Is My Baby Imitating Me? Study Questions Whether Newborns Actually Mimic People Around Them
It's a common question for new moms: Is my baby imitating me? For decades, most researchers have assumed that babies are born with an innate ability to mimic the actions of people around them — facial expressions, gestures, and so on. However, recent research from the University of Queensland in Australia indicates that this may not be the case. Rather than being born with it, evidence indicates that babies actually learn the ability over time.
As lead researcher Virginia Slaughter pointed out, many studies supporting this idea were conducted in the 1980s and '90s, and scientists tended to focus on a limited number of gestures for the baby to mimic, like poking out the tongue or opening the mouth. Although infants did tend to perform the same action more if they saw an adult doing it, that doesn't necessarily mean they were mimicking what they saw.
"If infants also increase their tongue protrusions when an adult models a happy face or finger pointing, then it's not a case of imitation, but probably excitement at seeing an adult do something interesting," Slaughter explained, according to Science Daily.
To rule out this possibility, researchers tested 106 infants at regular intervals during the first two months of their lives. At the beginning of each round of testing, they established a baseline of how often the infants opened their mouths and stuck out their tongues.

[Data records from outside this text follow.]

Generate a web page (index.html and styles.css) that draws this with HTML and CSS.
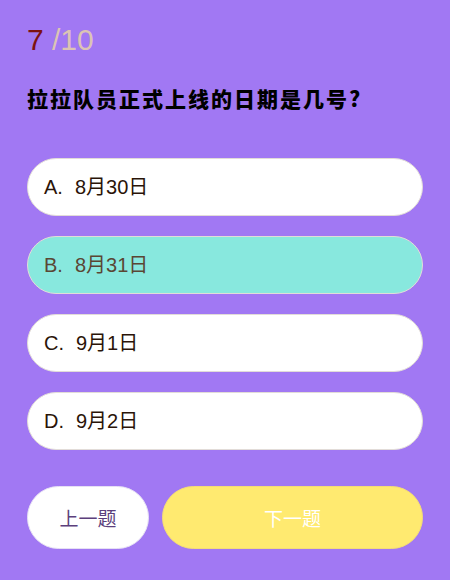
FILE: index.html
```html
<!DOCTYPE html>
<html>
<head>
	<meta charset="utf-8" />
	<title>答题</title>
	<link rel="stylesheet" href="styles.css">
</head>
<body>
	<div class="quiz">
		<div class="counter"><span class="current">7</span> <span class="total">/10</span></div>
		<div class="question">拉拉队员正式上线的日期是几号?</div>

		<!-- options -->
		<div class="options">
			<div class="option"><span class="text"><span class="label">A.</span>8月30日</span></div>
			<div class="option selected"><span class="text"><span class="label">B.</span>8月31日</span></div>
			<div class="option"><span class="text"><span class="label">C.</span>9月1日</span></div>
			<div class="option"><span class="text"><span class="label">D.</span>9月2日</span></div>
		</div>

		<div class="nav">
			<div class="btn prev">上一题</div>
			<div class="btn next">下一题</div>
		</div>
	</div>
</body>
</html>
```
FILE: styles.css
```css
html, body {
	margin: 0;
	padding: 0;
	background: #a178f3;
	font-family: "Liberation Sans", "Noto Sans CJK SC", sans-serif;
}
.quiz { padding: 22px 27px 0 27px; }
.counter { font-size: 30px; line-height: 36px; }
.counter .current { color: #7c1212; }
.counter .total { color: #dcc4b4; }
.question {
	margin-top: 26px;
	font-family: "Noto Sans CJK SC", sans-serif;
	font-size: 21px;
	letter-spacing: 2px;
	line-height: 28px;
	font-weight: 900;
	color: #000;
}
.options { margin-top: 46px; display: flex; flex-direction: column; gap: 20px; }
.option {
	box-sizing: border-box;
	height: 58px;
	display: flex;
	align-items: center;
	padding-left: 16px;
	background: #fff;
	border: 1px solid #e2dcd8;
	border-radius: 29px;
	font-size: 20px;
	color: #2a1408;
}
.option .text { line-height: 28px; }
.option .label { margin-right: 12px; }
.option.selected { background: #88e8de; color: #5a4634; }
.nav { margin-top: 36px; display: flex; gap: 13px; }
.btn {
	box-sizing: border-box;
	height: 63px;
	border-radius: 32px;
	display: flex;
	align-items: center;
	justify-content: center;
	font-size: 19px;
}
.prev { width: 122px; background: #fff; color: #5c3f7c; border: 1px solid #e6e0f4; }
.next { flex: 1; background: #ffea70; color: #fff; border: 1px solid #f4dc76; }
```
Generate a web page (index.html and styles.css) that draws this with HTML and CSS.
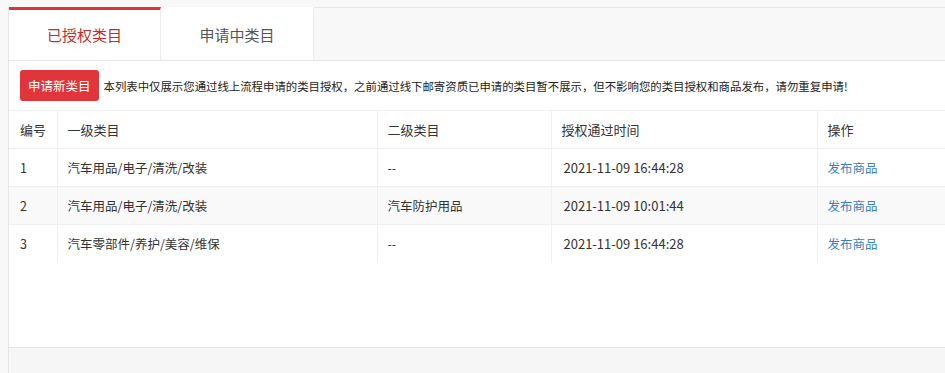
FILE: index.html
```html
<!DOCTYPE html>
<html lang="zh-CN">
<head>
    <meta charset="UTF-8">
    <title>类目授权</title>
    <link rel="stylesheet" href="styles.css">
</head>
<body>
    <div class="panel">
        <div class="tabs">
            <div class="tab active">已授权类目</div>
            <div class="tab">申请中类目</div>
        </div>

        <div class="content">
            <div class="notice">
                <button class="btn-apply">申请新类目</button>
                <span class="notice-text">本列表中仅展示您通过线上流程申请的类目授权，之前通过线下邮寄资质已申请的类目暂不展示，但不影响您的类目授权和商品发布，请勿重复申请!</span>
            </div>

            <table class="cat-table">
                <thead>
                    <tr>
                        <th class="c-no">编号</th>
                        <th class="c-first">一级类目</th>
                        <th class="c-second">二级类目</th>
                        <th class="c-time">授权通过时间</th>
                        <th>操作</th>
                    </tr>
                </thead>
                <tbody>
                    <tr>
                        <td>1</td>
                        <td>汽车用品/电子/清洗/改装</td>
                        <td>--</td>
                        <td class="time">2021-11-09 16:44:28</td>
                        <td><a href="#">发布商品</a></td>
                    </tr>
                    <tr>
                        <td>2</td>
                        <td>汽车用品/电子/清洗/改装</td>
                        <td>汽车防护用品</td>
                        <td class="time">2021-11-09 10:01:44</td>
                        <td><a href="#">发布商品</a></td>
                    </tr>
                    <tr>
                        <td>3</td>
                        <td>汽车零部件/养护/美容/维保</td>
                        <td>--</td>
                        <td class="time">2021-11-09 16:44:28</td>
                        <td><a href="#">发布商品</a></td>
                    </tr>
                </tbody>
            </table>
        </div>

        <div class="footer"></div>
    </div>
</body>
</html>
```

FILE: styles.css
```css
body {
    margin: 0;
    padding: 7px 0 0 8px;
    background-color: #f8f8f8;
    font-family: "Microsoft YaHei", "Noto Sans CJK SC", sans-serif;
    font-size: 12px;
    color: #333;
}

.panel {
    background-color: #fff;
    border-top: 1px solid #e6e6e6;
    border-left: 1px solid #e6e6e6;
    height: 365px;
    display: flex;
    flex-direction: column;
}

.tabs {
    display: flex;
    height: 52px;
    background-color: #f8f8f8;
    border-bottom: 1px solid #e8e8e8;
}

.tab {
    width: 153px;
    height: 53px;
    margin-top: -1px;
    box-sizing: border-box;
    background-color: #fff;
    border-top: 3px solid transparent;
    border-right: 1px solid #ececec;
    font-size: 15px;
    color: #555;
    text-align: center;
    line-height: 50px;
}

.tab.active {
    width: 152px;
    border-top-color: #d9363b;
    color: #c7292e;
}

.content {
    flex: 1;
    border-bottom: 1px solid #e8e8e8;
}

.notice {
    display: flex;
    align-items: center;
    height: 40px;
    padding: 9px 0 0 11px;
    box-sizing: border-box;
    white-space: nowrap;
}

.btn-apply {
    height: 31px;
    padding: 0 8px;
    margin-right: 5px;
    background-color: #e0353b;
    color: #fff;
    border: none;
    border-radius: 3px;
    font-family: inherit;
    font-size: 12.5px;
    cursor: pointer;
}

.notice-text {
    font-size: 11.4px;
    color: #222;
}

.cat-table {
    border-collapse: collapse;
    width: 100%;
    margin-top: 9px;
    font-size: 12.5px;
}

.cat-table th,
.cat-table td {
    height: 38px;
    padding: 0 10px;
    text-align: left;
    border-top: 1px solid #f0f0f0;
    border-left: 1px solid #f0f0f0;
    box-sizing: border-box;
}

.cat-table th:first-child,
.cat-table td:first-child {
    border-left: none;
    padding-left: 11px;
}

.cat-table th {
    font-weight: normal;
    font-size: 13px;
}

.cat-table tbody tr:nth-child(even) {
    background-color: #f9f9f9;
}

.cat-table .time {
    padding-left: 12px;
    font-size: 13px;
}

.c-no { width: 48px; }
.c-first { width: 320px; }
.c-second { width: 174px; }
.c-time { width: 266px; }

.cat-table a {
    color: #3a7fc1;
    text-decoration: none;
}

.footer {
    height: 25px;
    background-color: #f6f6f6;
}
```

Infants were then presented with an adult making one of 11 possible gestures, including pointing, making a happy face, and humming. (There's no word on what the babies thought of all this attention.)
Finally, researchers measured the infant's activity one more time to see if the gestures had any effect. Here's where it gets interesting: Babies did tend to poke out their tongues more often after seeing an adult do so, but that was true of any gesture. In fact, the data indicated that babies were just as likely to make a different gesture as the same one, leading researchers to conclude that they aren't actually imitating anyone after all.

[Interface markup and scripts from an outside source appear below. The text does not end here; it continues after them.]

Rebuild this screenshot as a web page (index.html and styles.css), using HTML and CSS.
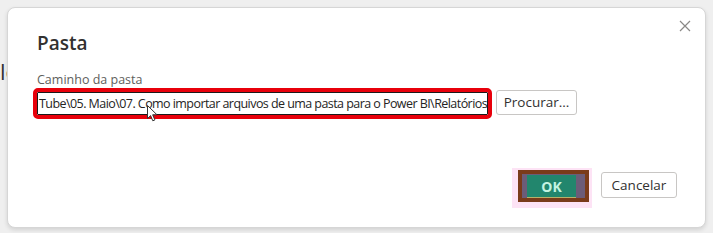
FILE: index.html
```html
<!DOCTYPE html>
<html lang="pt">
<head>
<meta charset="utf-8">
<title>Pasta</title>
<link rel="stylesheet" href="styles.css">
</head>
<body>
<div class="backdrop">
  <span class="behind">le</span>
</div>
<div class="dialog">
  <button class="close" aria-label="Fechar">
    <svg width="12" height="12" viewBox="0 0 12 12"><path d="M1 1L11 11M11 1L1 11" stroke="#8a8886" stroke-width="1.2" fill="none"/></svg>
  </button>
  <h1 class="title">Pasta</h1>
  <label class="label">Caminho da pasta</label>
  <div class="row">
    <div class="input">Tube\05. Maio\07. Como importar arquivos de uma pasta para o Power BI\Relatórios</div>
    <button class="btn browse">Procurar...</button>
  </div>
  <div class="footer">
    <span class="glow"><button class="ok"><span class="ok-inner">OK</span></button></span>
    <button class="btn cancel">Cancelar</button>
  </div>
</div>
<svg class="cursor" width="12" height="18" viewBox="0 0 12 18"><path d="M0.5 0.5L0.5 13.5L3.6 10.6L5.8 15.8L7.9 14.9L5.7 9.8L10 9.8Z" fill="#fff" stroke="#333" stroke-width="1" stroke-linejoin="round"/></svg>
</body>
</html>
```
FILE: styles.css
```css
html, body {
  margin: 0;
  padding: 0;
}
body {
  width: 713px;
  height: 233px;
  background: #efefef;
  font-family: "Open Sans", "Noto Sans", sans-serif;
  overflow: hidden;
  position: relative;
}
.backdrop {
  padding: 56px 0 0 0;
}
.behind {
  font-size: 22px;
  color: #333;
  margin-left: 0;
}
.dialog {
  position: absolute;
  left: 7px;
  top: 7px;
  width: 699px;
  height: 221px;
  background: #fff;
  border: 1px solid #d6d6d6;
  border-radius: 8px;
  box-shadow: 0 2px 4px rgba(0,0,0,0.12);
  padding: 0 0 0 29px;
  box-sizing: border-box;
  display: flex;
  flex-direction: column;
}
.close {
  position: absolute;
  right: 10px;
  top: 8px;
  width: 20px;
  height: 20px;
  padding: 0;
  border: 0;
  background: transparent;
  display: flex;
  align-items: center;
  justify-content: center;
}
.title {
  margin: 22px 0 0 0;
  font-size: 19px;
  line-height: 26px;
  font-weight: 600;
  color: #323130;
}
.label {
  margin-top: 16px;
  font-size: 12.5px;
  line-height: 16px;
  color: #605e5c;
}
.row {
  display: flex;
  align-items: center;
  margin-top: 4px;
  gap: 8px;
}
.input {
  width: 451px;
  height: 23px;
  box-sizing: border-box;
  border: 1px solid #1a1a1a;
  outline: 4px solid #e8000b;
  border-radius: 1px;
  font-size: 12.5px;
  line-height: 21px;
  color: #252423;
  padding-left: 1px;
  white-space: nowrap;
  overflow: hidden;
  letter-spacing: -0.56px;
}
.btn {
  font-family: "Open Sans", "Noto Sans", sans-serif;
  background: #fff;
  border: 1px solid #c8c6c4;
  border-radius: 3px;
  color: #323130;
  font-size: 13.5px;
  padding: 0;
  box-sizing: border-box;
}
.browse {
  width: 81px;
  height: 25px;
  margin-top: -3px;
}
.footer {
  display: flex;
  align-items: flex-start;
  justify-content: flex-end;
  margin-top: 57px;
  padding-right: 28px;
}
.glow {
  display: block;
  background: #fde3f5;
  padding: 2px 3px 6px 6px;
  margin-top: -4px;
}
.ok {
  display: block;
  width: 71px;
  height: 32px;
  box-sizing: border-box;
  border: 4px solid #7a3b1a;
  background: #6c5c78;
  padding: 1px 9px 1px 5px;
  margin: 0;
}
.ok-inner {
  display: flex;
  align-items: center;
  justify-content: center;
  height: 22px;
  background: #22866d;
  border-bottom: 1px solid #b7b16a;
  color: #c4f4e2;
  font-weight: 700;
  font-size: 14px;
  font-family: "Open Sans", "Noto Sans", sans-serif;
}
.cancel {
  width: 76px;
  height: 26px;
  margin-left: 9px;
}
.cursor {
  position: absolute;
  left: 147px;
  top: 105px;
}
```
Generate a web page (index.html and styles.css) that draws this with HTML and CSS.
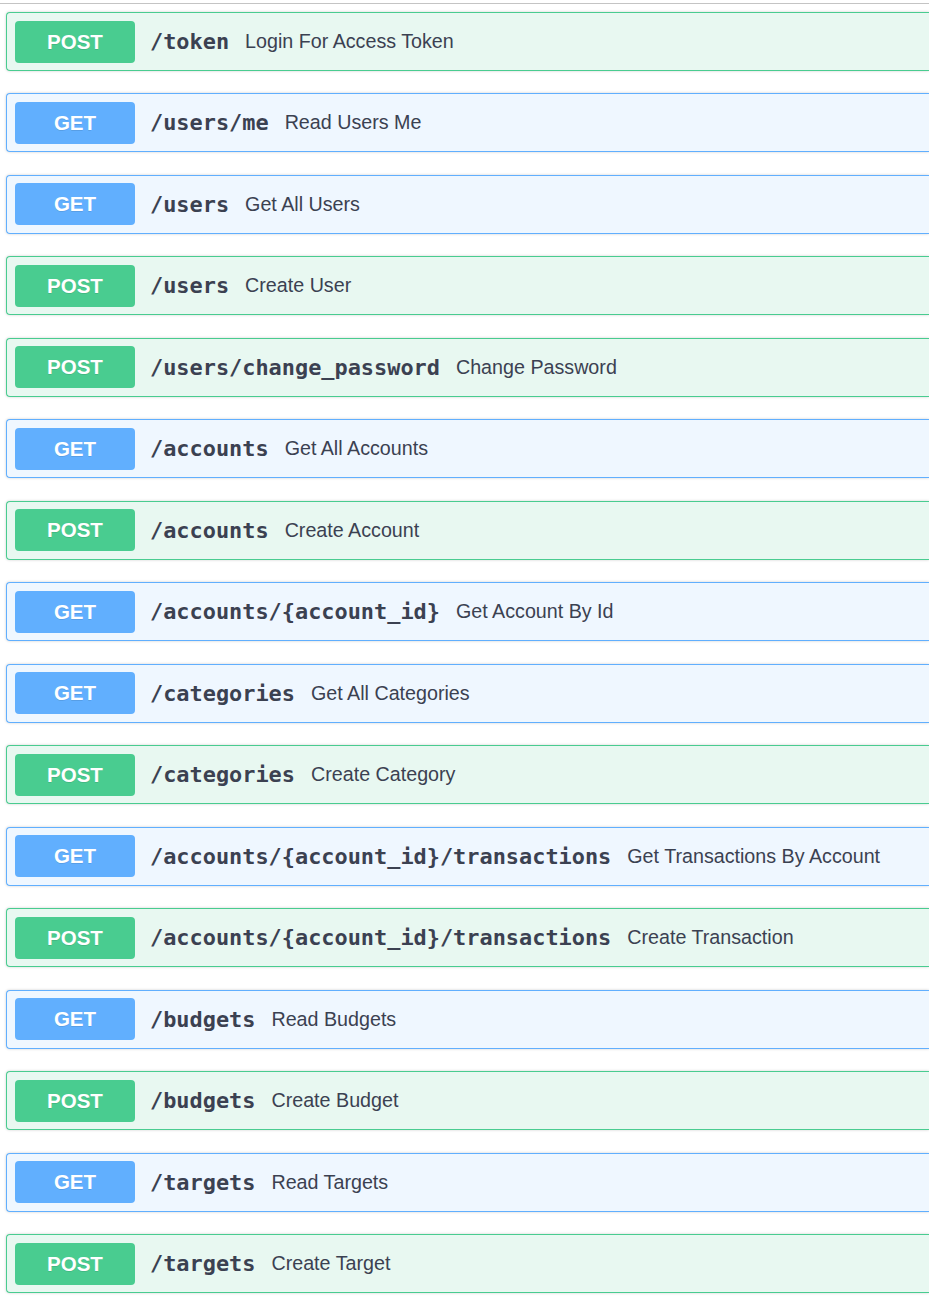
FILE: index.html
```html
<!DOCTYPE html>
<html>
<head>
<meta charset="utf-8">
<link rel="stylesheet" href="styles.css">
</head>
<body>
<div class="tag-line"></div>
<div class="ops">
  <div class="op post"><span class="method">POST</span><span class="path">/token</span><span class="desc">Login For Access Token</span></div>
  <div class="op get"><span class="method">GET</span><span class="path">/users/me</span><span class="desc">Read Users Me</span></div>
  <div class="op get"><span class="method">GET</span><span class="path">/users</span><span class="desc">Get All Users</span></div>
  <div class="op post"><span class="method">POST</span><span class="path">/users</span><span class="desc">Create User</span></div>
  <div class="op post"><span class="method">POST</span><span class="path">/users/change_password</span><span class="desc">Change Password</span></div>
  <div class="op get"><span class="method">GET</span><span class="path">/accounts</span><span class="desc">Get All Accounts</span></div>
  <div class="op post"><span class="method">POST</span><span class="path">/accounts</span><span class="desc">Create Account</span></div>
  <div class="op get"><span class="method">GET</span><span class="path">/accounts/{account_id}</span><span class="desc">Get Account By Id</span></div>
  <div class="op get"><span class="method">GET</span><span class="path">/categories</span><span class="desc">Get All Categories</span></div>
  <div class="op post"><span class="method">POST</span><span class="path">/categories</span><span class="desc">Create Category</span></div>
  <div class="op get"><span class="method">GET</span><span class="path">/accounts/{account_id}/transactions</span><span class="desc">Get Transactions By Account</span></div>
  <div class="op post"><span class="method">POST</span><span class="path">/accounts/{account_id}/transactions</span><span class="desc">Create Transaction</span></div>
  <div class="op get"><span class="method">GET</span><span class="path">/budgets</span><span class="desc">Read Budgets</span></div>
  <div class="op post"><span class="method">POST</span><span class="path">/budgets</span><span class="desc">Create Budget</span></div>
  <div class="op get"><span class="method">GET</span><span class="path">/targets</span><span class="desc">Read Targets</span></div>
  <div class="op post"><span class="method">POST</span><span class="path">/targets</span><span class="desc">Create Target</span></div>
</div>
</body>
</html>
```
FILE: styles.css
```css
html, body {
  margin: 0;
  padding: 0;
  background: #fff;
}
body {
  width: 929px;
  font-family: "Liberation Sans", Arial, sans-serif;
  color: #3b4151;
}
.tag-line {
  height: 3px;
  border-bottom: 1px solid #c4c4c4;
}
.ops {
  padding: 8px 0 0 6px;
}
.op {
  box-sizing: border-box;
  height: 59px;
  margin-bottom: 22.47px;
  border: 1px solid;
  border-right-width: 0;
  border-radius: 4px 0 0 4px;
  box-shadow: 0 0 3px rgba(0,0,0,.19);
  display: flex;
  align-items: center;
  padding: 0 8px;
}
.op.post {
  background: #e8f8f1;
  border-color: #49cc90;
}
.op.get {
  background: #eff7ff;
  border-color: #61affe;
}
.method {
  width: 120px;
  height: 42px;
  border-radius: 4px;
  color: #fff;
  font-weight: 700;
  font-size: 20.5px;
  display: flex;
  align-items: center;
  justify-content: center;
  text-shadow: 0 1px 0 rgba(0,0,0,.1);
  flex: none;
}
.post .method { background: #49cc90; }
.get .method { background: #61affe; }
.path {
  margin-left: 15px;
  font-family: "DejaVu Sans Mono", monospace;
  font-weight: 700;
  font-size: 21.9px;
  color: #3b4151;
}
.desc {
  margin-left: 16px;
  font-size: 19.7px;
  color: #3b4151;
}
```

According to the authors of the study, this has important implications. We know that mimicry is important in child development, so if infants aren't born with the ability, they must learn it at some point during their first few months. Interestingly, there's evidence it might be the other way around; Slaughter noted that adults often mimic babies, which may play a role in their own ability to imitate.
More research is needed to establish any sort of causality, but the study's authors are already doing just that by extending their analysis into the first two years of a baby's life. On that note, I'll leave you with this video of a cute baby flipping out at the sight of his father's twin, because it's always relevant.
The most important takeaway here? Babies are the cutest — whether they're imitating us or not.